== Data shown ==
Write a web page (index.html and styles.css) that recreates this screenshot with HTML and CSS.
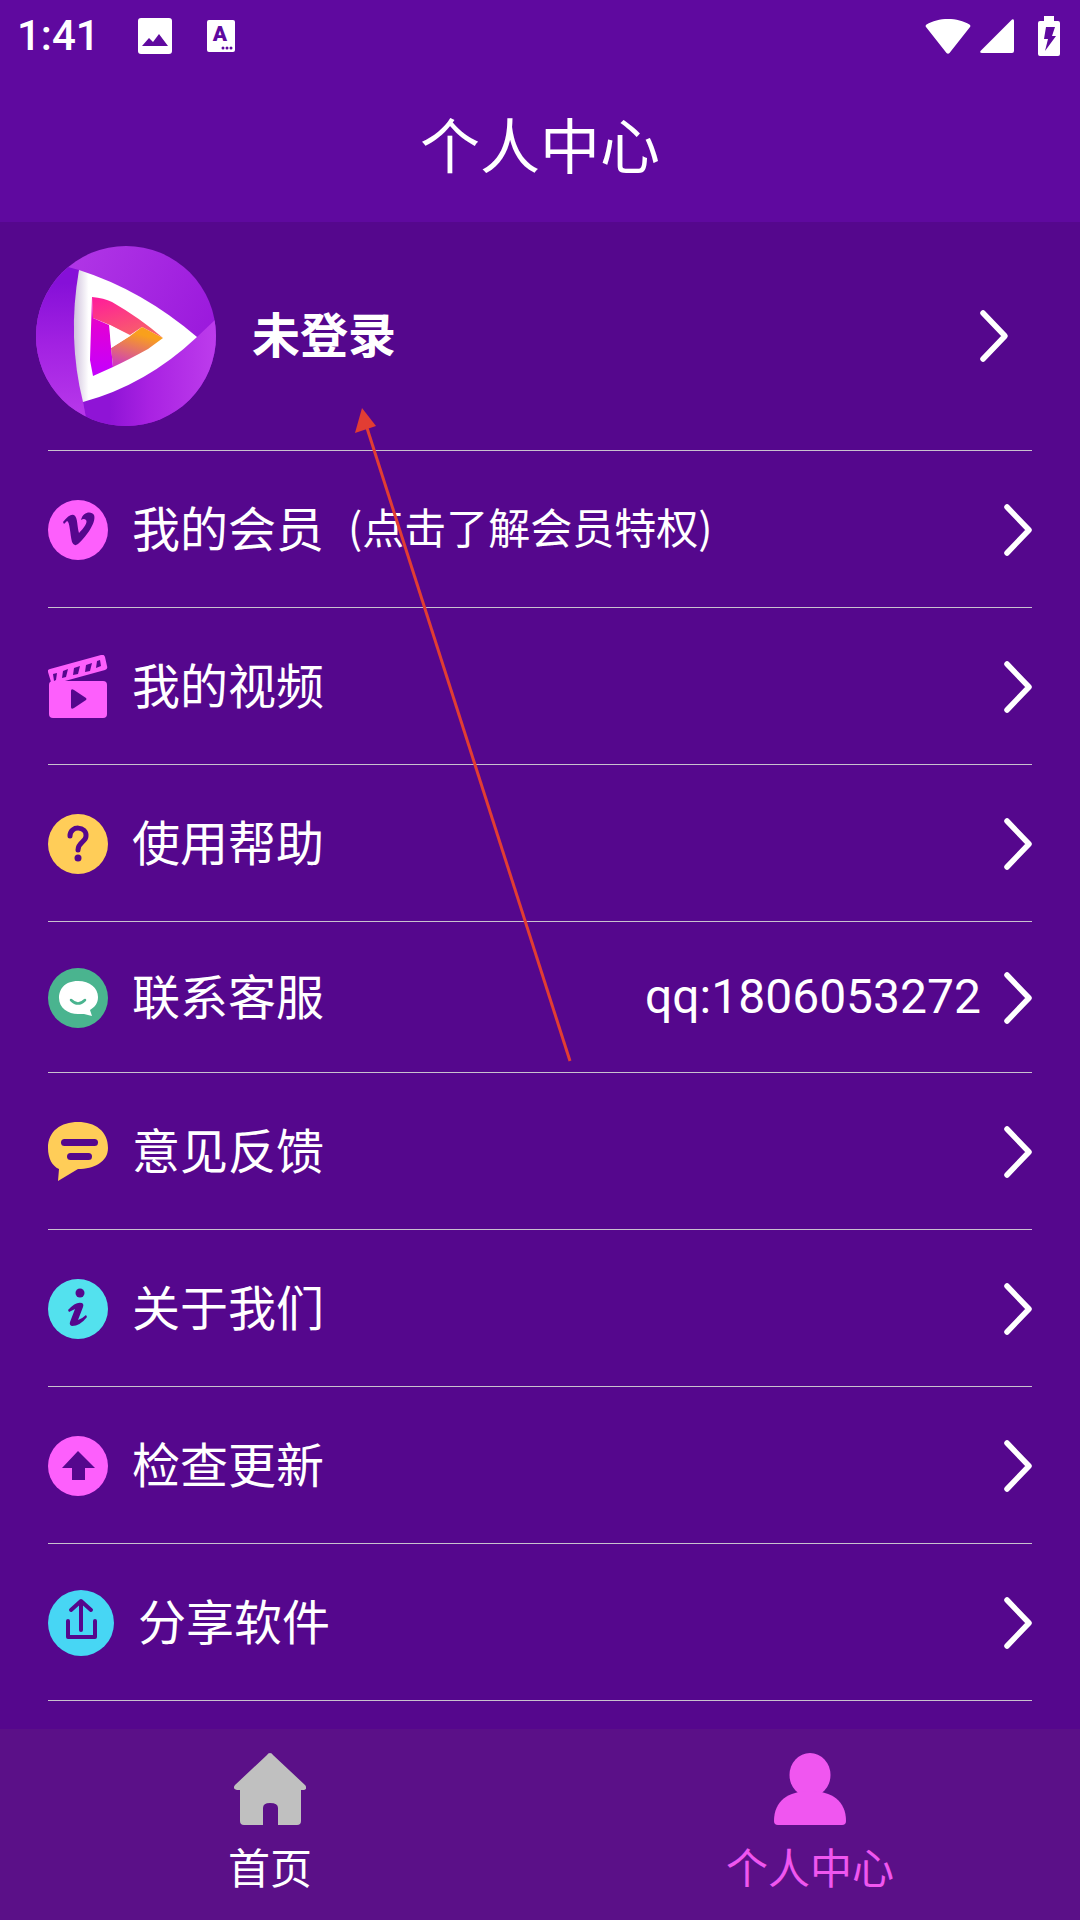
FILE: index.html
```html
<!DOCTYPE html>
<html>
<head>
  <title>个人中心</title>
  <link rel="stylesheet" href="styles.css">
</head>
<body>
  <div class="page">
    <div class="header">
      <div class="status-bar">
        <span class="time">1:41</span>
        <svg class="status-photo" viewBox="0 0 34 36"><rect width="34" height="36" rx="3" fill="#fff"/><path d="M4 28l7-8 4 4 6-8 9 12z" fill="#5f099f"/></svg>
        <svg class="status-a" viewBox="0 0 28 32"><rect width="28" height="32" rx="2" fill="#fff"/><text x="13" y="21" class="status-a-text">A</text><circle cx="16" cy="28" r="1.5" fill="#5f099f"/><circle cx="20" cy="28" r="1.5" fill="#5f099f"/><circle cx="24" cy="28" r="1.5" fill="#5f099f"/></svg>
        <span class="status-spacer"></span>
        <svg class="status-wifi" viewBox="0 0 46 36"><path d="M1 9Q0 8 1.500 6.500C13 -1 33 -1 44.500 6.500Q46 8 45 9L24.500 35Q23 36.500 21.500 35z" fill="#fff"/></svg>
        <svg class="status-signal" viewBox="0 0 34 34"><path d="M32 .5Q34 -.5 34 2V32Q34 34 32 34H2Q-.5 34 .5 32z" fill="#fff"/></svg>
        <svg class="status-battery" viewBox="0 0 22 40"><path d="M6 0H16V5H20Q22 5 22 7V38Q22 40 20 40H2Q0 40 0 38V7Q0 5 2 5H6z" fill="#fff"/><path d="M8 11H17L14 20H18L7 35L10 23H6z" fill="#5f099f"/></svg>
      </div>
      <div class="title">个人中心</div>
    </div>

    <div class="content">
      <div class="profile">
        <svg class="avatar" viewBox="0 0 180 180">
          <defs>
            <clipPath id="avatarClip"><circle cx="90" cy="90" r="90"/></clipPath>
            <linearGradient id="avatarTop" x1="0" y1="0" x2="1" y2="0.5"><stop offset="0" stop-color="#b53ce8"/><stop offset="1" stop-color="#9a18dc"/></linearGradient>
            <linearGradient id="avatarBottom" x1="0" y1="0" x2="1" y2="0"><stop offset="0.2" stop-color="#8f14d6"/><stop offset="0.5" stop-color="#a922e2"/><stop offset="1" stop-color="#bd3cec"/></linearGradient>
            <linearGradient id="avatarLeft" x1="0" y1="0" x2="0" y2="1"><stop offset="0.1" stop-color="#8610d8"/><stop offset="0.5" stop-color="#a322e2"/><stop offset="0.9" stop-color="#b636ea"/></linearGradient>
            <linearGradient id="innerLeft" x1="0" y1="0" x2="0" y2="1"><stop offset="0" stop-color="#f010a8"/><stop offset="0.4" stop-color="#e000d8"/><stop offset="1" stop-color="#c400ff"/></linearGradient>
            <linearGradient id="innerTop" x1="0" y1="0" x2="0.5" y2="1"><stop offset="0" stop-color="#ff1a9c"/><stop offset="1" stop-color="#f8606a"/></linearGradient>
            <linearGradient id="innerBottom" x1="0.7" y1="0" x2="0.3" y2="1"><stop offset="0.2" stop-color="#f9a01c"/><stop offset="1" stop-color="#d040b8"/></linearGradient>
            <linearGradient id="whiteEdge" x1="0" y1="0" x2="1" y2="0"><stop offset="0" stop-color="#cfc2dc"/><stop offset="0.12" stop-color="#fff"/></linearGradient>
          </defs>
          <g clip-path="url(#avatarClip)">
            <rect width="180" height="180" fill="url(#avatarTop)"/>
            <path d="M47 156L161 91L180 73V180H60L50 172z" fill="url(#avatarBottom)"/>
            <path d="M32 21L43 24L38 91L47 156L50 172L0 180V30z" fill="url(#avatarLeft)"/>
          </g>
          <path d="M43 24Q106 44 161 91Q110 139 47 156Q31 92 43 24z" fill="url(#whiteEdge)"/>
          <path d="M56 51Q68 52 76 56Q104 72 127 92L106 81L94 89L74 79L57 72z" fill="url(#innerTop)"/>
          <path d="M56 51L57 72L73 79L77 121L57 130L54 114z" fill="url(#innerLeft)"/>
          <path d="M75 102L94 90L106 81L127 92L112 103Q92 114 77 121z" fill="url(#innerBottom)"/>
          <path d="M74 79L94 90L75 102z" fill="#fff"/>
        </svg>
        <span class="profile-name">未登录</span>
        <svg class="chevron chevron-profile" viewBox="0 0 30 54"><path d="M4 4L26 27L4 50"/></svg>
      </div>

      <div class="row">
        <svg class="icon" viewBox="0 0 60 60"><circle cx="30" cy="30" r="30" fill="#fd5ffc"/><path d="M15 22Q22 13 26 15C30 17 29 28 31 33C36 28 40 22 38 20Q36 18 33 20C35 11 44 11 46 15C49 23 36 39 30 44Q26 47 24 42C22 34 22 22 19 21L16 24z" fill="#55078d"/></svg>
        <span class="label">我的会员</span>
        <span class="label-note">(点击了解会员特权)</span>
        <svg class="chevron" viewBox="0 0 30 54"><path d="M4 4L26 27L4 50"/></svg>
      </div>

      <div class="row">
        <svg class="icon icon-tall" viewBox="0 0 60 64"><path d="M0 17Q-1 15 2 14L53 0Q56 -1 57 2L59 11Q60 14 57 15L6 29Q4 30 3 27z" fill="#fd5ffc"/><path d="M5 19L9 18L8 25L6 26zM15 16L20 14L18 22L14 23zM26 13L32 11L30 19L25 20zM38 10L44 8L42 16L37 17zM49 6L52 5L53 11L48 13z" fill="#55078d"/><rect x="1" y="26" width="58" height="37" rx="4" fill="#fd5ffc"/><path d="M23 36Q23 33 26 35L38 43Q39 44 38 45L26 53Q23 55 23 52z" fill="#55078d"/></svg>
        <span class="label">我的视频</span>
        <svg class="chevron" viewBox="0 0 30 54"><path d="M4 4L26 27L4 50"/></svg>
      </div>

      <div class="row">
        <svg class="icon" viewBox="0 0 60 60"><circle cx="30" cy="30" r="30" fill="#ffcd58"/><path class="icon-stroke" d="M22 22C22 11 39 12 38 22C38 28 30 28 30 36" stroke-width="5"/><circle cx="30" cy="44" r="3.500" fill="#55078d"/></svg>
        <span class="label">使用帮助</span>
        <svg class="chevron" viewBox="0 0 30 54"><path d="M4 4L26 27L4 50"/></svg>
      </div>

      <div class="row row-short">
        <svg class="icon" viewBox="0 0 60 60"><circle cx="30" cy="30" r="30" fill="#4ab48f"/><path d="M30 13C16 13 11 22 11 30C11 40 20 46 30 46H36L44 48L42 42C47 39 50 35 50 29C50 20 42 13 30 13z" fill="#fff"/><path class="icon-stroke icon-stroke-green" d="M23 32Q30 39 37 32" stroke-width="2.500"/></svg>
        <span class="label">联系客服</span>
        <span class="row-value">qq:1806053272</span>
        <svg class="chevron chevron-value" viewBox="0 0 30 54"><path d="M4 4L26 27L4 50"/></svg>
      </div>

      <div class="row">
        <svg class="icon" viewBox="0 0 60 60"><path d="M30 0C47 0 60 9 60 26C60 40 46 47 30 47L10 59L11 47C4 44 0 36 0 26C0 9 13 0 30 0z" fill="#ffcd58"/><rect x="13" y="17" width="37" height="7" rx="3.500" fill="#55078d"/><rect x="19" y="31" width="25" height="7" rx="3.500" fill="#55078d"/></svg>
        <span class="label">意见反馈</span>
        <svg class="chevron" viewBox="0 0 30 54"><path d="M4 4L26 27L4 50"/></svg>
      </div>

      <div class="row">
        <svg class="icon" viewBox="0 0 60 60"><circle cx="30" cy="30" r="30" fill="#53e1ee"/><circle cx="32" cy="14" r="4.500" fill="#55078d"/><path d="M20 31Q28 22 34 24Q36 25 35 28L30 41Q35 39 38 36L39 38Q32 47 24 47Q21 46 22 43L27 30L21 33z" fill="#55078d"/></svg>
        <span class="label">关于我们</span>
        <svg class="chevron" viewBox="0 0 30 54"><path d="M4 4L26 27L4 50"/></svg>
      </div>

      <div class="row">
        <svg class="icon" viewBox="0 0 60 60"><circle cx="30" cy="30" r="30" fill="#fd5ffc"/><path d="M30 15L47 32H37V44H24V32H14z" fill="#55078d"/></svg>
        <span class="label">检查更新</span>
        <svg class="chevron" viewBox="0 0 30 54"><path d="M4 4L26 27L4 50"/></svg>
      </div>

      <div class="row">
        <svg class="icon icon-wide" viewBox="0 0 66 66"><circle cx="33" cy="33" r="33" fill="#47d6f4"/><path class="icon-stroke" d="M33 40V12M23 20L33 11L43 20M20 31V47H47V31" stroke-width="4"/></svg>
        <span class="label">分享软件</span>
        <svg class="chevron" viewBox="0 0 30 54"><path d="M4 4L26 27L4 50"/></svg>
      </div>
    </div>

    <div class="tabbar">
      <div class="tab">
        <svg class="tab-icon" viewBox="0 0 72 72"><path d="M36 0Q38 0 39 2L71 32Q74 36 70 37H67V68Q67 72 63 72H44V55Q44 50 36 50Q29 50 29 55V72H10Q6 72 6 68V37H3Q-2 36 1 32L33 2Q34 0 36 0z" fill="#c0c0c0"/></svg>
        <span class="tab-label">首页</span>
      </div>
      <div class="tab tab-active">
        <svg class="tab-icon" viewBox="0 0 72 72"><ellipse cx="36" cy="22" rx="20.500" ry="22" fill="#f056f0"/><path d="M0 68C0 48 14 38 36 38C58 38 72 48 72 68Q72 72 68 72H4Q0 72 0 68z" fill="#f056f0"/></svg>
        <span class="tab-label">个人中心</span>
      </div>
    </div>

    <svg class="annotation" viewBox="0 0 1080 1920">
      <path d="M570 1061L367 428" stroke="#e23d33" stroke-width="3" fill="none"/>
      <path d="M362 408L355 433L376 426z" fill="#e23d33"/>
    </svg>
  </div>
</body>
</html>
```

FILE: styles.css
```css
html, body {
  margin: 0;
  padding: 0;
}

body {
  font-family: "Noto Sans CJK SC", "Noto Sans", sans-serif;
  color: #fff;
}

.page {
  position: relative;
  width: 1080px;
  height: 1920px;
  display: flex;
  flex-direction: column;
  overflow: hidden;
  background-color: #55078d;
}

.header {
  height: 222px;
  background-color: #5f099f;
}

.status-bar {
  height: 71px;
  display: flex;
  align-items: center;
  padding: 0 20px 0 17px;
}

.time {
  width: 121px;
  font-family: Roboto, sans-serif;
  font-size: 42px;
  font-weight: 500;
}

.status-photo {
  width: 34px;
  height: 36px;
}

.status-a {
  width: 28px;
  height: 32px;
  margin-left: 35px;
}

.status-a-text {
  font-family: Roboto, sans-serif;
  font-size: 21px;
  font-weight: 900;
  text-anchor: middle;
  fill: #5f099f;
}

.status-spacer {
  flex: 1;
}

.status-wifi {
  width: 46px;
  height: 36px;
}

.status-signal {
  width: 34px;
  height: 34px;
  margin-left: 9px;
}

.status-battery {
  width: 22px;
  height: 40px;
  margin-left: 24px;
}

.title {
  height: 150px;
  line-height: 144px;
  text-align: center;
  font-size: 60px;
}

.content {
  flex: 1;
}

.profile {
  height: 229px;
  display: flex;
  align-items: center;
  padding: 0 71px 1px 36px;
  box-sizing: border-box;
  position: relative;
}

.profile::after,
.row::after {
  content: "";
  position: absolute;
  left: 48px;
  right: 48px;
  bottom: 0;
  height: 1px;
  background-color: #c9c1cf;
}

.avatar {
  width: 180px;
  height: 180px;
  margin-right: 36px;
}

.profile-name {
  flex: 1;
  font-size: 48px;
  font-weight: 700;
  position: relative;
  top: -4px;
}

.row {
  position: relative;
  height: 157px;
  display: flex;
  align-items: center;
  padding: 0 47px 0 48px;
  box-sizing: border-box;
}

.row-short {
  height: 151px;
}

.icon {
  width: 60px;
  height: 60px;
  margin-right: 24px;
  flex: none;
}

.icon-tall {
  height: 64px;
}

.icon-wide {
  width: 66px;
  height: 66px;
}

.icon-stroke {
  fill: none;
  stroke: #55078d;
  stroke-linecap: round;
  stroke-linejoin: round;
}

.icon-stroke-green {
  stroke: #4ab48f;
}

.label {
  font-size: 48px;
  position: relative;
  top: -4px;
}

.label-note {
  margin-left: 24px;
  font-size: 42px;
  position: relative;
  top: -4px;
}

.row-value {
  margin-left: auto;
  font-family: Roboto, sans-serif;
  font-size: 48px;
  position: relative;
  top: -1px;
}

.chevron {
  width: 30px;
  height: 54px;
  margin-left: auto;
  flex: none;
}

.chevron-value {
  margin-left: 22px;
}

.chevron path {
  fill: none;
  stroke: #fff;
  stroke-width: 5.5px;
  stroke-linecap: round;
  stroke-linejoin: round;
}

.tabbar {
  height: 191px;
  display: flex;
  background-color: #5b1088;
}

.tab {
  flex: 1;
  display: flex;
  flex-direction: column;
  align-items: center;
  padding-top: 24px;
}

.tab-icon {
  width: 72px;
  height: 72px;
}

.tab-label {
  margin-top: 13px;
  font-size: 42px;
  line-height: 56px;
}

.tab-active .tab-label {
  color: #f056f0;
}

.annotation {
  position: absolute;
  left: 0;
  top: 0;
  width: 1080px;
  height: 1920px;
  pointer-events: none;
}
```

== Aim of the task ==
Tell how many lines of the data include the word "index", and nothing else.

== Result ==
2